- What you are asked to do: Track down every line below that holds "components" and copy it.
+ + +
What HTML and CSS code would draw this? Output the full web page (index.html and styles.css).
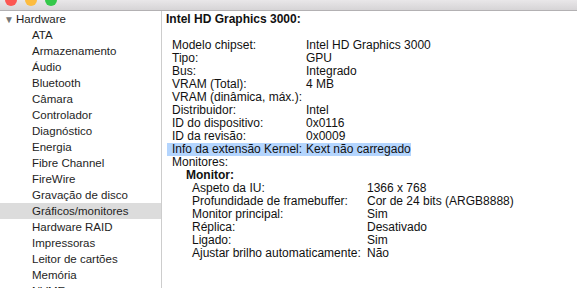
FILE: index.html
```html
<!DOCTYPE html>
<html>

<head>
    <title>Informações do Sistema</title>
    <link rel="stylesheet" href="styles.css">
</head>

<body>
    <div class="titleBar">
        <span class="light red"></span>
        <span class="light yellow"></span>
        <span class="light green"></span>
    </div>
    <div class="mainArea">
        <div class="sidebar">
            <div class="groupHeader"><span class="disclosure">&#9660;</span>Hardware</div>
            <div class="sideItem">ATA</div>
            <div class="sideItem">Armazenamento</div>
            <div class="sideItem">Áudio</div>
            <div class="sideItem">Bluetooth</div>
            <div class="sideItem">Câmara</div>
            <div class="sideItem">Controlador</div>
            <div class="sideItem">Diagnóstico</div>
            <div class="sideItem">Energia</div>
            <div class="sideItem">Fibre Channel</div>
            <div class="sideItem">FireWire</div>
            <div class="sideItem">Gravação de disco</div>
            <div class="sideItem selected">Gráficos/monitores</div>
            <div class="sideItem">Hardware RAID</div>
            <div class="sideItem">Impressoras</div>
            <div class="sideItem">Leitor de cartões</div>
            <div class="sideItem">Memória</div>
            <div class="sideItem">NVMExpress</div>
        </div>
        <div class="detailArea">
            <div class="detailTitle">Intel HD Graphics 3000:</div>
            <div class="infoGrid">
                <span>Modelo chipset:</span><span>Intel HD Graphics 3000</span>
                <span>Tipo:</span><span>GPU</span>
                <span>Bus:</span><span>Integrado</span>
                <span>VRAM (Total):</span><span>4 MB</span>
                <span>VRAM (dinâmica, máx.):</span><span></span>
                <span>Distribuidor:</span><span>Intel</span>
                <span>ID do dispositivo:</span><span>0x0116</span>
                <span>ID da revisão:</span><span>0x0009</span>
                <span class="marked markStart">Info da extensão Kernel:</span><span class="marked markEnd">Kext não carregado</span>
                <span>Monitores:</span><span></span>
            </div>
            <div class="subTitle">Monitor:</div>
            <div class="infoGrid subGrid">
                <span>Aspeto da IU:</span><span>1366 x 768</span>
                <span>Profundidade de framebuffer:</span><span>Cor de 24 bits (ARGB8888)</span>
                <span>Monitor principal:</span><span>Sim</span>
                <span>Réplica:</span><span>Desativado</span>
                <span>Ligado:</span><span>Sim</span>
                <span>Ajustar brilho automaticamente:</span><span>Não</span>
            </div>
        </div>
    </div>
</body>

</html>
```

FILE: styles.css
```css
body {
    margin: 0;
    background-color: #ffffff;
    color: #111111;
    font-family: "Liberation Sans", Arial, sans-serif;
    font-size: 12px;
    overflow: hidden;
}
.titleBar {
    display: flex;
    gap: 8px;
    height: 10px;
    padding-left: 4.5px;
    background: linear-gradient(#e9e7e9, #d6d4d6);
    border-bottom: 1px solid #b3b1b3;
    overflow: hidden;
}
.light {
    width: 12px;
    height: 12px;
    margin-top: -6px;
    border-radius: 50%;
}
.red {
    background-color: #fc5753;
}
.yellow {
    background-color: #fdbc40;
}
.green {
    background-color: #34c84a;
}
.mainArea {
    display: flex;
    height: 277px;
}
.sidebar {
    width: 161px;
    border-right: 1px solid #cdcdcd;
    font-size: 11.5px;
    color: #1e1e1e;
}
.groupHeader {
    height: 16px;
    line-height: 16px;
    padding-left: 4px;
}
.disclosure {
    display: inline-block;
    width: 12px;
    font-size: 10px;
    color: #777777;
}
.sideItem {
    height: 16px;
    line-height: 16px;
    padding-left: 32px;
}
.selected {
    background-color: #dcdcdc;
}
.detailArea {
    flex: 1;
    padding-left: 4px;
}
.detailTitle {
    font-weight: bold;
    line-height: 14px;
    padding-top: 1px;
    margin-bottom: 13px;
}
.infoGrid {
    display: grid;
    grid-template-columns: 134px auto;
    justify-content: start;
    line-height: 13px;
    padding-left: 6px;
}
.marked {
    background-color: #b4d5fe;
}
.markStart {
    margin-left: -5px;
    padding-left: 5px;
}
.markEnd {
    justify-self: start;
}
.subTitle {
    font-weight: bold;
    line-height: 13px;
    padding-left: 20px;
}
.subGrid {
    grid-template-columns: 175px auto;
    padding-left: 26px;
}
```
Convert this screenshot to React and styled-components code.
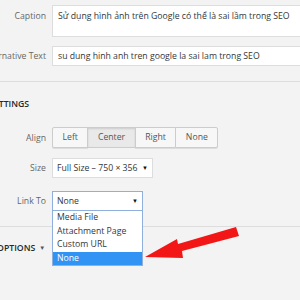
import React from 'react';
import styled, { createGlobalStyle } from 'styled-components';

const Global = createGlobalStyle`
  html, body { margin: 0; padding: 0; background: #f3f3f3; overflow: hidden; }
  body { width: 300px; height: 300px; font-family: "Open Sans", "Liberation Sans", sans-serif; }
`;

const Page = styled.div`
  position: relative;
  width: 300px;
  height: 300px;
  overflow: hidden;
  background: #f3f3f3;
`;

const Shift = styled.div`
  margin-left: -70px;
  width: 430px;
  padding-top: 5px;
  display: flex;
  flex-direction: column;
`;

const Row = styled.div`
  display: grid;
  grid-template-columns: 116px 1fr;
  column-gap: 6px;
  align-items: ${p => (p.$top ? 'start' : 'center')};
  margin-top: ${p => p.$mt || 0}px;
`;

const Label = styled.div`
  text-align: right;
  font-size: 8.7px;
  line-height: 12px;
  color: #666;
  padding-top: ${p => p.$pt || 0}px;
  white-space: nowrap;
`;

const TextArea = styled.div`
  height: 32px;
  box-sizing: border-box;
  background: #fff;
  border: 1px solid #ddd;
  padding: 4px 5px;
  font-size: 8.7px;
  line-height: 12px;
  color: #32373c;
  white-space: nowrap;
`;

const TextInput = styled.div`
  height: 20px;
  box-sizing: border-box;
  background: #fff;
  border: 1px solid #ddd;
  padding: 0 5px;
  font-size: 8.7px;
  line-height: 18px;
  color: #32373c;
  white-space: nowrap;
`;

const Divider = styled.div`
  height: 1px;
  background: #ddd;
  margin-top: ${p => p.$mt}px;
  margin-left: 70px;
  width: 300px;
`;

const Heading = styled.div`
  margin-top: ${p => p.$mt}px;
  margin-left: ${p => p.$ml}px;
  font-size: 8.7px;
  line-height: 12px;
  font-weight: 600;
  color: #23282d;
  white-space: nowrap;
  display: flex;
  align-items: center;
  gap: 4px;
`;

const Caret = styled.span`
  font-size: 6px;
  color: #555;
`;

const Group = styled.div`
  display: flex;
`;

const Btn = styled.div`
  height: 21px;
  box-sizing: border-box;
  padding: 0 9.5px;
  border: 1px solid #ccc;
  margin-left: -1px;
  font-size: 8.7px;
  line-height: 19px;
  color: #555;
  background: ${p => (p.$active ? '#e9e9e9' : '#f7f7f7')};
  box-shadow: ${p => (p.$active ? 'inset 0 1px 2px rgba(0,0,0,0.12)' : '0 1px 0 #ddd')};
  &:first-child { margin-left: 0; border-radius: 2px 0 0 2px; }
  &:last-child { border-radius: 0 2px 2px 0; }
`;

const SelectWrap = styled.div`
  position: relative;
  width: ${p => p.$w}px;
`;

const Select = styled.div`
  height: 20px;
  box-sizing: border-box;
  background: #fff;
  border: 1px solid ${p => (p.$focus ? '#8fb0dc' : '#ddd')};
  padding: 0 4px 0 4px;
  display: flex;
  align-items: center;
  justify-content: space-between;
  gap: 2px;
  font-size: 8.7px;
  color: #32373c;
  white-space: nowrap;
`;

const SelText = styled.span`
  overflow: hidden;
`;

const Tri = styled.span`
  flex: none;
  font-size: 6px;
  color: #111;
`;

const List = styled.div`
  position: absolute;
  top: 100%;
  left: 0;
  right: 0;
  margin-top: -1px;
  background: #fff;
  border: 1px solid #8fb0dc;
  z-index: 2;
`;

const Item = styled.div`
  height: 13.5px;
  padding: 0 4px;
  font-size: 8.7px;
  line-height: 13.5px;
  color: ${p => (p.$sel ? '#fff' : '#32373c')};
  background: ${p => (p.$sel ? '#3193f3' : 'transparent')};
  white-space: nowrap;
`;

const Arrow = styled.svg`
  position: absolute;
  left: 0;
  top: 0;
  width: 300px;
  height: 300px;
  pointer-events: none;
  z-index: 3;
`;

export default function App() {
  return (
    <Page>
      <Global />
      <Shift>
        <Row $top>
          <Label $pt={5}>Caption</Label>
          <TextArea>Sử dụng hình ảnh trên Google có thể là sai lầm trong SEO</TextArea>
        </Row>
        <Row $mt={9}>
          <Label>Alternative Text</Label>
          <TextInput>su dung hinh anh tren google la sai lam trong SEO</TextInput>
        </Row>
        <Divider $mt={15} />
        <Heading $mt={16} $ml={-38}>ATTACHMENT DISPLAY SETTINGS</Heading>
        <Row $mt={17}>
          <Label>Align</Label>
          <Group>
            <Btn>Left</Btn>
            <Btn $active>Center</Btn>
            <Btn>Right</Btn>
            <Btn>None</Btn>
          </Group>
        </Row>
        <Row $mt={10}>
          <Label>Size</Label>
          <SelectWrap $w={101}>
            <Select>
              <SelText>Full Size – 750 × 356</SelText>
              <Tri>▼</Tri>
            </Select>
          </SelectWrap>
        </Row>
        <Row $mt={13}>
          <Label>Link To</Label>
          <SelectWrap $w={91}>
            <Select $focus>
              <SelText>None</SelText>
              <Tri>▼</Tri>
            </Select>
            <List>
              <Item>Media File</Item>
              <Item>Attachment Page</Item>
              <Item>Custom URL</Item>
              <Item $sel>None</Item>
            </List>
          </SelectWrap>
        </Row>
        <Divider $mt={15} />
        <Heading $mt={15} $ml={18}>
          ADVANCED OPTIONS <Caret>▼</Caret>
        </Heading>
      </Shift>
      <Arrow viewBox="0 0 300 300">
        <polygon
          points="145,257 177,239 178,244 236,227 239,236 182,251 183,258"
          fill="#f21616"
        />
      </Arrow>
    </Page>
  );
}
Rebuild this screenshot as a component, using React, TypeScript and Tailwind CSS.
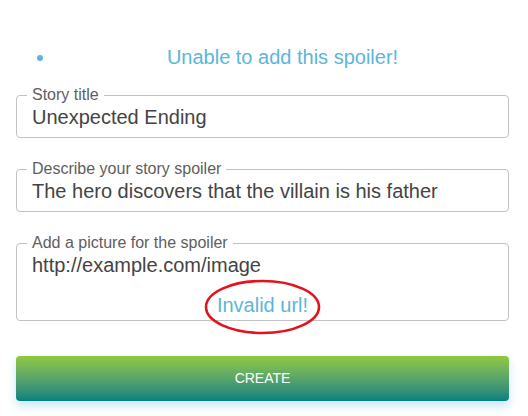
import React from "react";

function Field({
  legend,
  value,
  children,
  className = "",
}: {
  legend: string;
  value: string;
  children?: React.ReactNode;
  className?: string;
}) {
  return (
    <fieldset
      className={`border border-[#c2c2c2] rounded-[4px] px-[10px] ${className}`}
    >
      <legend className="px-[5px] text-[16px] leading-[18px] text-[#5e5e5e]">
        {legend}
      </legend>
      <div className="px-[5px] mt-[2px] text-[20px] leading-[23px] text-[#444444]">
        {value}
      </div>
      {children}
    </fieldset>
  );
}

export default function App() {
  return (
    <div
      className="w-[528px] h-[416px] bg-white overflow-hidden"
      style={{ fontFamily: '"Liberation Sans", Arial, sans-serif' }}
    >
      <div className="ml-4 w-[493px]">
        <ul className="list-disc pl-10 pt-[46px] text-[#5bb6da]">
          <li className="text-center text-[20px] leading-[23px]">
            Unable to add this spoiler!
          </li>
        </ul>

        <Field
          legend="Story title"
          value="Unexpected Ending"
          className="mt-[17px] pb-[8px]"
        />
        <Field
          legend="Describe your story spoiler"
          value="The hero discovers that the villain is his father"
          className="mt-[22px] pb-[8px]"
        />
        <Field
          legend="Add a picture for the spoiler"
          value="http://example.com/image"
          className="mt-[22px] pb-[3px]"
        >
          <div className="mt-[17px] text-center text-[20px] leading-[23px] text-[#5bb6da]">
            <span className="relative inline-block">
              Invalid url!
              <svg
                className="absolute left-[-13px] top-[-15px] pointer-events-none overflow-visible"
                width="117"
                height="56"
                viewBox="0 0 117 56"
              >
                <ellipse
                  cx="58.5"
                  cy="28"
                  rx="56.5"
                  ry="26"
                  fill="none"
                  stroke="#e3121c"
                  strokeWidth="2.6"
                />
              </svg>
            </span>
          </div>
        </Field>

        <button
          className="mt-[35px] w-full h-[45px] rounded-[4px] text-white text-[14px] bg-gradient-to-b from-[#92c83a] to-[#008080] shadow-[0_5px_10px_rgba(40,160,210,0.25)]"
        >
          CREATE
        </button>
      </div>
    </div>
  );
}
+ + +
- Solution for this exercise:
Convert this screenshot to React and styled-components code.
import styled, { createGlobalStyle } from 'styled-components';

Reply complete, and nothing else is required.